▸ Work required
Leave out the pictures and repeat the data exactly.

▸ Dataset section
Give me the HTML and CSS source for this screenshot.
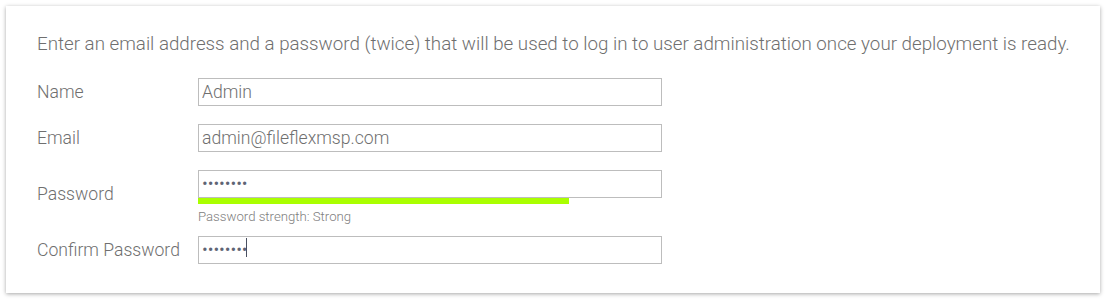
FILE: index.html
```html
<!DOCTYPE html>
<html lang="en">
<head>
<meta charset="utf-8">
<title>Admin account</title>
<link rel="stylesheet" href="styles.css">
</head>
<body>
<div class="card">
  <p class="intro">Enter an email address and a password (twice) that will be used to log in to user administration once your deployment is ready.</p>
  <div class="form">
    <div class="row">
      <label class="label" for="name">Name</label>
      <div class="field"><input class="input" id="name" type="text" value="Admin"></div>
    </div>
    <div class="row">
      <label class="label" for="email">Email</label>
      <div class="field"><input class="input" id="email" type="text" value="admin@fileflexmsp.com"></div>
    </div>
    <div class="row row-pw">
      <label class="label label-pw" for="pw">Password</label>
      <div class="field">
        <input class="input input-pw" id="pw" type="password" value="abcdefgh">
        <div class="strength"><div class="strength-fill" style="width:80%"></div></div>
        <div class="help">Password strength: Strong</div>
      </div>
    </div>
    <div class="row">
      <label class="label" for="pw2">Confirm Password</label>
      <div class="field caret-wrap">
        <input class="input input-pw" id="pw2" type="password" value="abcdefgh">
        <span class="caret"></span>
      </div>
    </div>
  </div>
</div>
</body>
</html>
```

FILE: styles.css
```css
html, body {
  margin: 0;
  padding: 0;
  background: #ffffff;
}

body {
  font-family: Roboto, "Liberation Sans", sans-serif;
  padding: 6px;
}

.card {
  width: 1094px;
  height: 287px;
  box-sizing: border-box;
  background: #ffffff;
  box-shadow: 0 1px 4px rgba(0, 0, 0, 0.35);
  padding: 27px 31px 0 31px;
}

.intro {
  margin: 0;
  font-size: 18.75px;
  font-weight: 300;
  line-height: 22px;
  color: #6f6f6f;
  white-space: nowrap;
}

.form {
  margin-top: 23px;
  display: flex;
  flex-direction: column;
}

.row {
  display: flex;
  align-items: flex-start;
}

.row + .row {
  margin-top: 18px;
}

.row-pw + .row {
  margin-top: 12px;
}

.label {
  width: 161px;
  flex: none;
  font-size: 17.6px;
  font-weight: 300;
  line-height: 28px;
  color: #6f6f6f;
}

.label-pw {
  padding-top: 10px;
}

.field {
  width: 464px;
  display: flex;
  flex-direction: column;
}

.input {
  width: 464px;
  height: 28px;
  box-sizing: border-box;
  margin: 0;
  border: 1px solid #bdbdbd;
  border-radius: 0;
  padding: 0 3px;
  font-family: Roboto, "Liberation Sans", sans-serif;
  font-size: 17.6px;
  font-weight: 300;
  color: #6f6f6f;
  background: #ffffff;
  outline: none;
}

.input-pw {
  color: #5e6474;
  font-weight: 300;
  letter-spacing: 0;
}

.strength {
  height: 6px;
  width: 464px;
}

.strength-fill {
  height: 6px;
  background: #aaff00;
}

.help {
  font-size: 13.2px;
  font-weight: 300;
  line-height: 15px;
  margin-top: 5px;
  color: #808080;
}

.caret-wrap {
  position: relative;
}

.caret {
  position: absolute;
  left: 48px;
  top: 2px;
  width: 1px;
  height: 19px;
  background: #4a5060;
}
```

▸ Written reply
Give me the HTML and CSS source for this screenshot.
FILE: index.html
```html
<!DOCTYPE html>
<html lang="en">
<head>
<meta charset="utf-8">
<title>Admin account</title>
<link rel="stylesheet" href="styles.css">
</head>
<body>
<div class="card">
  <p class="intro">Enter an email address and a password (twice) that will be used to log in to user administration once your deployment is ready.</p>
  <div class="form">
    <div class="row">
      <label class="label" for="name">Name</label>
      <div class="field"><input class="input" id="name" type="text" value="Admin"></div>
    </div>
    <div class="row">
      <label class="label" for="email">Email</label>
      <div class="field"><input class="input" id="email" type="text" value="admin@fileflexmsp.com"></div>
    </div>
    <div class="row row-pw">
      <label class="label label-pw" for="pw">Password</label>
      <div class="field">
        <input class="input input-pw" id="pw" type="password" value="abcdefgh">
        <div class="strength"><div class="strength-fill" style="width:80%"></div></div>
        <div class="help">Password strength: Strong</div>
      </div>
    </div>
    <div class="row">
      <label class="label" for="pw2">Confirm Password</label>
      <div class="field caret-wrap">
        <input class="input input-pw" id="pw2" type="password" value="abcdefgh">
        <span class="caret"></span>
      </div>
    </div>
  </div>
</div>
</body>
</html>
```

FILE: styles.css
```css
html, body {
  margin: 0;
  padding: 0;
  background: #ffffff;
}

body {
  font-family: Roboto, "Liberation Sans", sans-serif;
  padding: 6px;
}

.card {
  width: 1094px;
  height: 287px;
  box-sizing: border-box;
  background: #ffffff;
  box-shadow: 0 1px 4px rgba(0, 0, 0, 0.35);
  padding: 27px 31px 0 31px;
}

.intro {
  margin: 0;
  font-size: 18.75px;
  font-weight: 300;
  line-height: 22px;
  color: #6f6f6f;
  white-space: nowrap;
}

.form {
  margin-top: 23px;
  display: flex;
  flex-direction: column;
}

.row {
  display: flex;
  align-items: flex-start;
}

.row + .row {
  margin-top: 18px;
}

.row-pw + .row {
  margin-top: 12px;
}

.label {
  width: 161px;
  flex: none;
  font-size: 17.6px;
  font-weight: 300;
  line-height: 28px;
  color: #6f6f6f;
}

.label-pw {
  padding-top: 10px;
}

.field {
  width: 464px;
  display: flex;
  flex-direction: column;
}

.input {
  width: 464px;
  height: 28px;
  box-sizing: border-box;
  margin: 0;
  border: 1px solid #bdbdbd;
  border-radius: 0;
  padding: 0 3px;
  font-family: Roboto, "Liberation Sans", sans-serif;
  font-size: 17.6px;
  font-weight: 300;
  color: #6f6f6f;
  background: #ffffff;
  outline: none;
}

.input-pw {
  color: #5e6474;
  font-weight: 300;
  letter-spacing: 0;
}

.strength {
  height: 6px;
  width: 464px;
}

.strength-fill {
  height: 6px;
  background: #aaff00;
}

.help {
  font-size: 13.2px;
  font-weight: 300;
  line-height: 15px;
  margin-top: 5px;
  color: #808080;
}

.caret-wrap {
  position: relative;
}

.caret {
  position: absolute;
  left: 48px;
  top: 2px;
  width: 1px;
  height: 19px;
  background: #4a5060;
}
```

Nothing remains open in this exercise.